■ SET EXERCISE
Each line of the material must be repeated precisely, with the pictures left out.

──────── SOURCE MATERIAL ────────

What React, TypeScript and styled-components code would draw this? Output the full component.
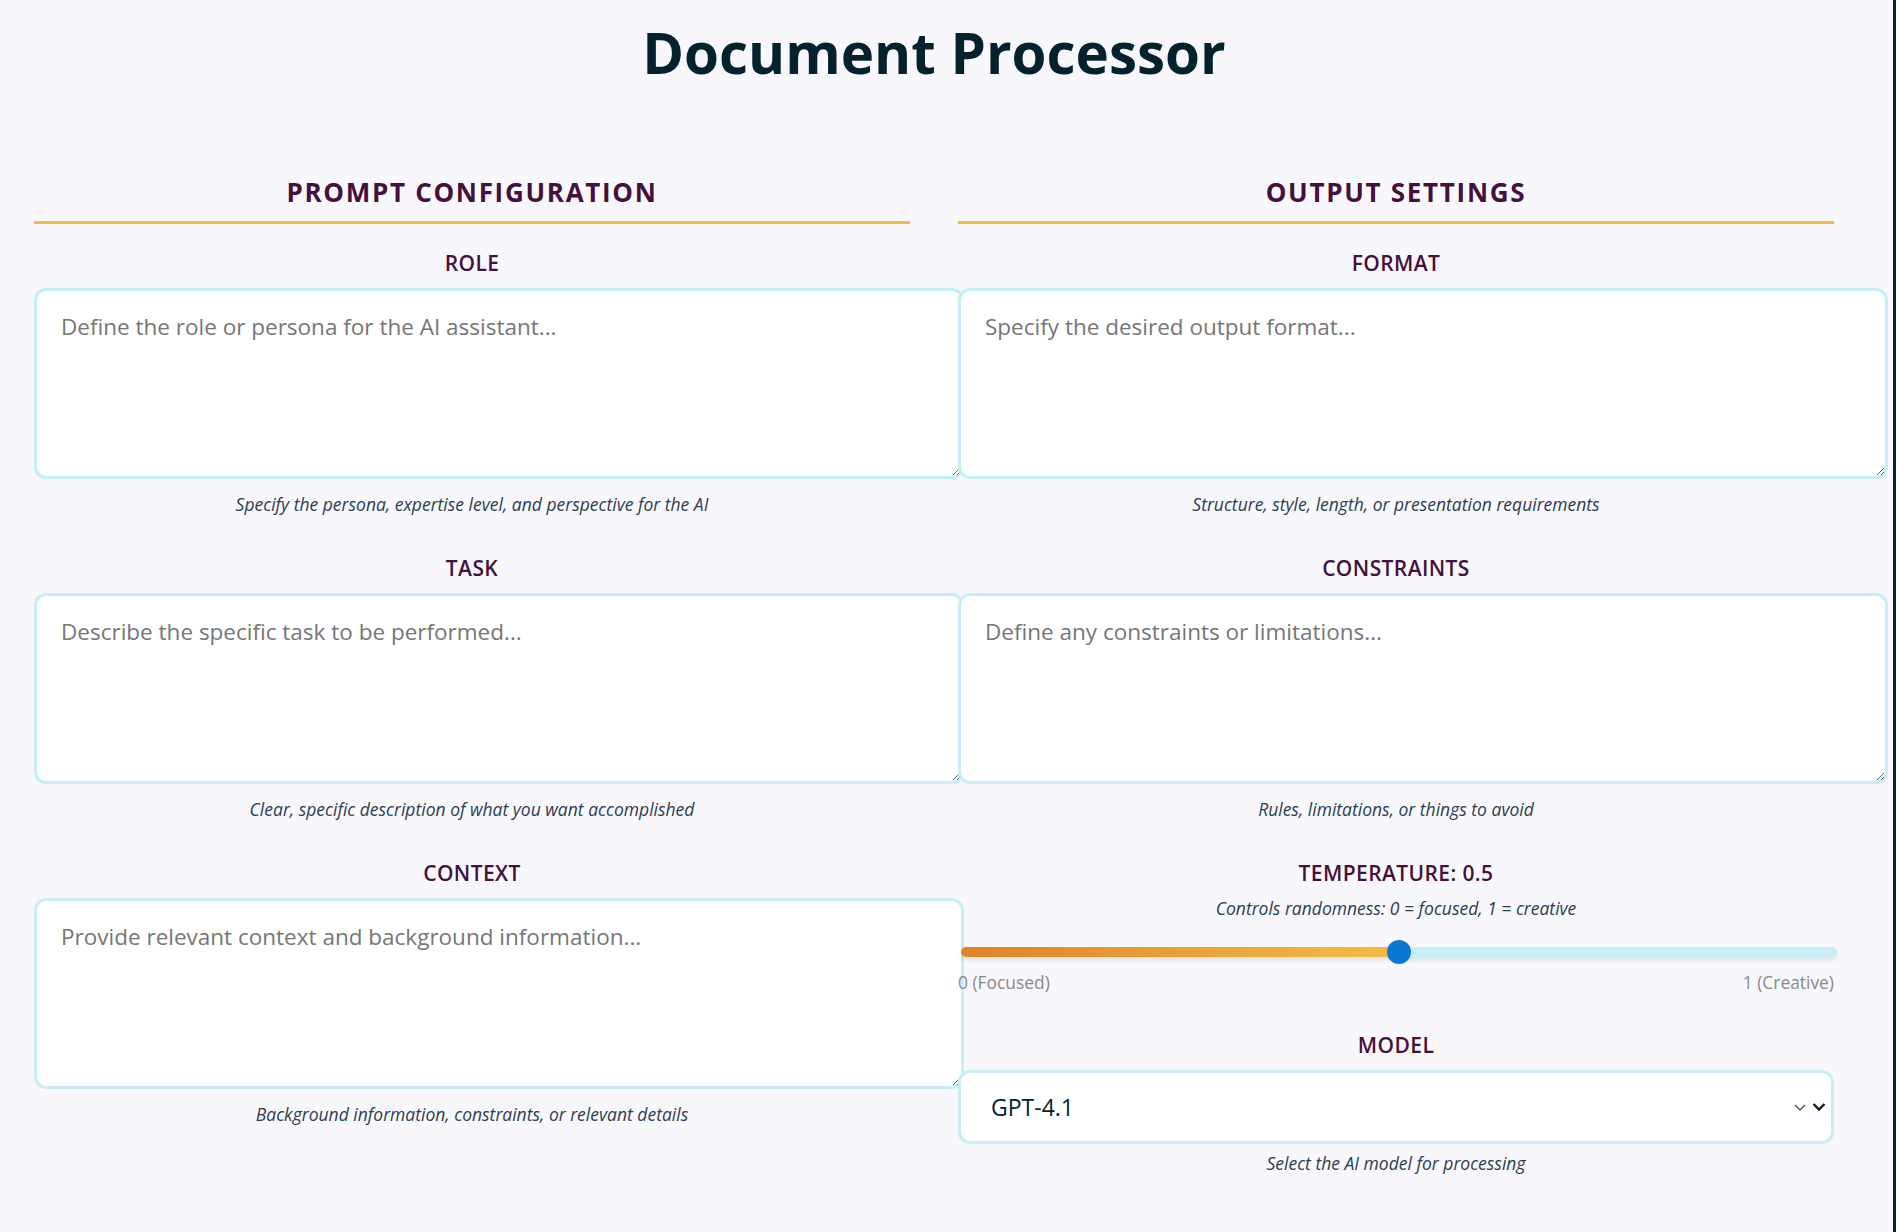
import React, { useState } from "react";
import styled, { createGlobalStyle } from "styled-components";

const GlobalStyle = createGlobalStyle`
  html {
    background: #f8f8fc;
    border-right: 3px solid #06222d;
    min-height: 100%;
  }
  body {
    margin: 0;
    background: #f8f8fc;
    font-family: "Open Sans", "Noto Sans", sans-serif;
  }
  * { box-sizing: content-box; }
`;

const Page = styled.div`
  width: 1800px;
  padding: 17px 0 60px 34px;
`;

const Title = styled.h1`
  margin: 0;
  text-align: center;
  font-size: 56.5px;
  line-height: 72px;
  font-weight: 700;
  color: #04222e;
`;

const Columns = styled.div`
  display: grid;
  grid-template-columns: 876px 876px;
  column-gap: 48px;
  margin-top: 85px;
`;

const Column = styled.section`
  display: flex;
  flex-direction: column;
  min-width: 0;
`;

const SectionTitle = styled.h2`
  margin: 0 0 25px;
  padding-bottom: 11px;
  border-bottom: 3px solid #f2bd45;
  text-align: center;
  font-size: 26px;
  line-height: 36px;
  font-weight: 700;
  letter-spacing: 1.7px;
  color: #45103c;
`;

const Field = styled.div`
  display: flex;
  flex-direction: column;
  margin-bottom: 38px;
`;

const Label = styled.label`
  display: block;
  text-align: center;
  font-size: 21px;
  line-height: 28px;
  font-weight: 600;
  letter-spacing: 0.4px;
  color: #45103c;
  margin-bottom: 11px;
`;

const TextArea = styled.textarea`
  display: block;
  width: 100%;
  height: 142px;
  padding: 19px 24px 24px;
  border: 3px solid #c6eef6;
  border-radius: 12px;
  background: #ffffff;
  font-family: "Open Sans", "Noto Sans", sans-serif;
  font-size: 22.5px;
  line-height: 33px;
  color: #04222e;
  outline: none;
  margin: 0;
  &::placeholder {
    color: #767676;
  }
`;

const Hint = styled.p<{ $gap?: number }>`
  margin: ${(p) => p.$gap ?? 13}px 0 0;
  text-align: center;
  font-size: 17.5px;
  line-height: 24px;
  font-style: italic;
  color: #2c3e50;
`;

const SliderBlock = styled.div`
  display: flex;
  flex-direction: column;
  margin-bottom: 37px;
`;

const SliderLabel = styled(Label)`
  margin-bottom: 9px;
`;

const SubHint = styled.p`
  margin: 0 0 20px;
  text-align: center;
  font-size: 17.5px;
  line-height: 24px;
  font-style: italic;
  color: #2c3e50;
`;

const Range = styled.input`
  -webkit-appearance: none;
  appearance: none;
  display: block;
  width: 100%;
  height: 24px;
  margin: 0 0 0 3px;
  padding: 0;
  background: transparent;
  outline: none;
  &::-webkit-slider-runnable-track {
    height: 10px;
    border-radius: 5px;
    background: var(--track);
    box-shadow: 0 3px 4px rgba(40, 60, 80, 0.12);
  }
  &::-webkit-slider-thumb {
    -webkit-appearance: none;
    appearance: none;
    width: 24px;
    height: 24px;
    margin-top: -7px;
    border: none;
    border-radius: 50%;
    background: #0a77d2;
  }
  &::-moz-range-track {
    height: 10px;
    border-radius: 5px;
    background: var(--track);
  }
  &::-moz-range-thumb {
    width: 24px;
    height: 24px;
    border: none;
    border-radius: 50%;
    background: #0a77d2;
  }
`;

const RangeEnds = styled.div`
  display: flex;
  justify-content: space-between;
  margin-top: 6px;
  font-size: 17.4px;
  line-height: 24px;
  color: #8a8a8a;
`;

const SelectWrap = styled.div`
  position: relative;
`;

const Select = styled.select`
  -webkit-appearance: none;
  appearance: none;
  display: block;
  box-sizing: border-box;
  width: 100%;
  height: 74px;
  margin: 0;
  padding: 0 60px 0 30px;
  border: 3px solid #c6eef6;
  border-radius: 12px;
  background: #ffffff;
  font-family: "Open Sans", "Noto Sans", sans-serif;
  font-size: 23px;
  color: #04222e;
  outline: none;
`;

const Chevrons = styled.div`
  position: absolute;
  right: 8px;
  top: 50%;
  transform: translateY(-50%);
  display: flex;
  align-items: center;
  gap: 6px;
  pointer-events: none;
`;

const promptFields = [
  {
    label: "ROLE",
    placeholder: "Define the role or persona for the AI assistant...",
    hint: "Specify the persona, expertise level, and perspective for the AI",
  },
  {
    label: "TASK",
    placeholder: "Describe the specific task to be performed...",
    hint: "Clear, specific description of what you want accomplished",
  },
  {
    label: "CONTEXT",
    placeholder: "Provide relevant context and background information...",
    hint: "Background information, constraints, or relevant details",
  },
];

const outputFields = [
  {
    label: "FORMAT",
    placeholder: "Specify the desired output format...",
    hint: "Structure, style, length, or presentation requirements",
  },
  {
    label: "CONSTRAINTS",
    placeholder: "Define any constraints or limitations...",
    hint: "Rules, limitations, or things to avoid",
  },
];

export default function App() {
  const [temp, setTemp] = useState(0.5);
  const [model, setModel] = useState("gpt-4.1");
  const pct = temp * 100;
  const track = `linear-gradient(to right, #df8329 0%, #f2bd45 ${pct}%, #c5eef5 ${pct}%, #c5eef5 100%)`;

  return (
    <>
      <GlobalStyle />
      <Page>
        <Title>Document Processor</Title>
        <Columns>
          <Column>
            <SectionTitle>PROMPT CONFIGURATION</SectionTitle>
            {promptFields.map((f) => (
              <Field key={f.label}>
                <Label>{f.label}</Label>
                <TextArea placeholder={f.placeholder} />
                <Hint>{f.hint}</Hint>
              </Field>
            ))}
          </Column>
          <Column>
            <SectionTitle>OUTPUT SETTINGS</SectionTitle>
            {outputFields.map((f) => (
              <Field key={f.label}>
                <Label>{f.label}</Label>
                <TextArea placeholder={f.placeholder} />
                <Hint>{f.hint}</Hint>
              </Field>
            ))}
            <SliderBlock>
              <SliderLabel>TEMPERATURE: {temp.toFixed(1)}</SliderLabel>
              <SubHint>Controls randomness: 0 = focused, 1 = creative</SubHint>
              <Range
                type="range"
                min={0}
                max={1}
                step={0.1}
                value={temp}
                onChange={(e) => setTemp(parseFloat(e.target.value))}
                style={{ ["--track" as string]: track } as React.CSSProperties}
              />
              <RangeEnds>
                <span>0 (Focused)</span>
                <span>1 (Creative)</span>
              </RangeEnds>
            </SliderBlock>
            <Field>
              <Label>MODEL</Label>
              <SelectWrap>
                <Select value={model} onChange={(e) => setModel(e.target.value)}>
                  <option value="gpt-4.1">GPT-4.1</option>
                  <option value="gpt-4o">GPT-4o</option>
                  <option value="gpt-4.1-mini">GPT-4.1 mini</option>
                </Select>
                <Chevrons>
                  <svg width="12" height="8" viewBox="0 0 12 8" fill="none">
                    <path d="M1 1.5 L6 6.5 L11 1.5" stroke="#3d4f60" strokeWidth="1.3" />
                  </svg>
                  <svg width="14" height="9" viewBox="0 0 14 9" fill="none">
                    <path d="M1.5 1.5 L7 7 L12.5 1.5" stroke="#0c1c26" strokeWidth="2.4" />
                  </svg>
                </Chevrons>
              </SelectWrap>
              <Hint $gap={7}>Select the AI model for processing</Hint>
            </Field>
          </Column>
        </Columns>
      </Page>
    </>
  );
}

────────

■ SOLUTION FOR THIS PROBLEM
What React, TypeScript and styled-components code would draw this? Output the full component.
import React, { useState } from "react";
import styled, { createGlobalStyle } from "styled-components";

const GlobalStyle = createGlobalStyle`
  html {
    background: #f8f8fc;
    border-right: 3px solid #06222d;
    min-height: 100%;
  }
  body {
    margin: 0;
    background: #f8f8fc;
    font-family: "Open Sans", "Noto Sans", sans-serif;
  }
  * { box-sizing: content-box; }
`;

const Page = styled.div`
  width: 1800px;
  padding: 17px 0 60px 34px;
`;

const Title = styled.h1`
  margin: 0;
  text-align: center;
  font-size: 56.5px;
  line-height: 72px;
  font-weight: 700;
  color: #04222e;
`;

const Columns = styled.div`
  display: grid;
  grid-template-columns: 876px 876px;
  column-gap: 48px;
  margin-top: 85px;
`;

const Column = styled.section`
  display: flex;
  flex-direction: column;
  min-width: 0;
`;

const SectionTitle = styled.h2`
  margin: 0 0 25px;
  padding-bottom: 11px;
  border-bottom: 3px solid #f2bd45;
  text-align: center;
  font-size: 26px;
  line-height: 36px;
  font-weight: 700;
  letter-spacing: 1.7px;
  color: #45103c;
`;

const Field = styled.div`
  display: flex;
  flex-direction: column;
  margin-bottom: 38px;
`;

const Label = styled.label`
  display: block;
  text-align: center;
  font-size: 21px;
  line-height: 28px;
  font-weight: 600;
  letter-spacing: 0.4px;
  color: #45103c;
  margin-bottom: 11px;
`;

const TextArea = styled.textarea`
  display: block;
  width: 100%;
  height: 142px;
  padding: 19px 24px 24px;
  border: 3px solid #c6eef6;
  border-radius: 12px;
  background: #ffffff;
  font-family: "Open Sans", "Noto Sans", sans-serif;
  font-size: 22.5px;
  line-height: 33px;
  color: #04222e;
  outline: none;
  margin: 0;
  &::placeholder {
    color: #767676;
  }
`;

const Hint = styled.p<{ $gap?: number }>`
  margin: ${(p) => p.$gap ?? 13}px 0 0;
  text-align: center;
  font-size: 17.5px;
  line-height: 24px;
  font-style: italic;
  color: #2c3e50;
`;

const SliderBlock = styled.div`
  display: flex;
  flex-direction: column;
  margin-bottom: 37px;
`;

const SliderLabel = styled(Label)`
  margin-bottom: 9px;
`;

const SubHint = styled.p`
  margin: 0 0 20px;
  text-align: center;
  font-size: 17.5px;
  line-height: 24px;
  font-style: italic;
  color: #2c3e50;
`;

const Range = styled.input`
  -webkit-appearance: none;
  appearance: none;
  display: block;
  width: 100%;
  height: 24px;
  margin: 0 0 0 3px;
  padding: 0;
  background: transparent;
  outline: none;
  &::-webkit-slider-runnable-track {
    height: 10px;
    border-radius: 5px;
    background: var(--track);
    box-shadow: 0 3px 4px rgba(40, 60, 80, 0.12);
  }
  &::-webkit-slider-thumb {
    -webkit-appearance: none;
    appearance: none;
    width: 24px;
    height: 24px;
    margin-top: -7px;
    border: none;
    border-radius: 50%;
    background: #0a77d2;
  }
  &::-moz-range-track {
    height: 10px;
    border-radius: 5px;
    background: var(--track);
  }
  &::-moz-range-thumb {
    width: 24px;
    height: 24px;
    border: none;
    border-radius: 50%;
    background: #0a77d2;
  }
`;

const RangeEnds = styled.div`
  display: flex;
  justify-content: space-between;
  margin-top: 6px;
  font-size: 17.4px;
  line-height: 24px;
  color: #8a8a8a;
`;

const SelectWrap = styled.div`
  position: relative;
`;

const Select = styled.select`
  -webkit-appearance: none;
  appearance: none;
  display: block;
  box-sizing: border-box;
  width: 100%;
  height: 74px;
  margin: 0;
  padding: 0 60px 0 30px;
  border: 3px solid #c6eef6;
  border-radius: 12px;
  background: #ffffff;
  font-family: "Open Sans", "Noto Sans", sans-serif;
  font-size: 23px;
  color: #04222e;
  outline: none;
`;

const Chevrons = styled.div`
  position: absolute;
  right: 8px;
  top: 50%;
  transform: translateY(-50%);
  display: flex;
  align-items: center;
  gap: 6px;
  pointer-events: none;
`;

const promptFields = [
  {
    label: "ROLE",
    placeholder: "Define the role or persona for the AI assistant...",
    hint: "Specify the persona, expertise level, and perspective for the AI",
  },
  {
    label: "TASK",
    placeholder: "Describe the specific task to be performed...",
    hint: "Clear, specific description of what you want accomplished",
  },
  {
    label: "CONTEXT",
    placeholder: "Provide relevant context and background information...",
    hint: "Background information, constraints, or relevant details",
  },
];

const outputFields = [
  {
    label: "FORMAT",
    placeholder: "Specify the desired output format...",
    hint: "Structure, style, length, or presentation requirements",
  },
  {
    label: "CONSTRAINTS",
    placeholder: "Define any constraints or limitations...",
    hint: "Rules, limitations, or things to avoid",
  },
];

export default function App() {
  const [temp, setTemp] = useState(0.5);
  const [model, setModel] = useState("gpt-4.1");
  const pct = temp * 100;
  const track = `linear-gradient(to right, #df8329 0%, #f2bd45 ${pct}%, #c5eef5 ${pct}%, #c5eef5 100%)`;

  return (
    <>
      <GlobalStyle />
      <Page>
        <Title>Document Processor</Title>
        <Columns>
          <Column>
            <SectionTitle>PROMPT CONFIGURATION</SectionTitle>
            {promptFields.map((f) => (
              <Field key={f.label}>
                <Label>{f.label}</Label>
                <TextArea placeholder={f.placeholder} />
                <Hint>{f.hint}</Hint>
              </Field>
            ))}
          </Column>
          <Column>
            <SectionTitle>OUTPUT SETTINGS</SectionTitle>
            {outputFields.map((f) => (
              <Field key={f.label}>
                <Label>{f.label}</Label>
                <TextArea placeholder={f.placeholder} />
                <Hint>{f.hint}</Hint>
              </Field>
            ))}
            <SliderBlock>
              <SliderLabel>TEMPERATURE: {temp.toFixed(1)}</SliderLabel>
              <SubHint>Controls randomness: 0 = focused, 1 = creative</SubHint>
              <Range
                type="range"
                min={0}
                max={1}
                step={0.1}
                value={temp}
                onChange={(e) => setTemp(parseFloat(e.target.value))}
                style={{ ["--track" as string]: track } as React.CSSProperties}
              />
              <RangeEnds>
                <span>0 (Focused)</span>
                <span>1 (Creative)</span>
              </RangeEnds>
            </SliderBlock>
            <Field>
              <Label>MODEL</Label>
              <SelectWrap>
                <Select value={model} onChange={(e) => setModel(e.target.value)}>
                  <option value="gpt-4.1">GPT-4.1</option>
                  <option value="gpt-4o">GPT-4o</option>
                  <option value="gpt-4.1-mini">GPT-4.1 mini</option>
                </Select>
                <Chevrons>
                  <svg width="12" height="8" viewBox="0 0 12 8" fill="none">
                    <path d="M1 1.5 L6 6.5 L11 1.5" stroke="#3d4f60" strokeWidth="1.3" />
                  </svg>
                  <svg width="14" height="9" viewBox="0 0 14 9" fill="none">
                    <path d="M1.5 1.5 L7 7 L12.5 1.5" stroke="#0c1c26" strokeWidth="2.4" />
                  </svg>
                </Chevrons>
              </SelectWrap>
              <Hint $gap={7}>Select the AI model for processing</Hint>
            </Field>
          </Column>
        </Columns>
      </Page>
    </>
  );
}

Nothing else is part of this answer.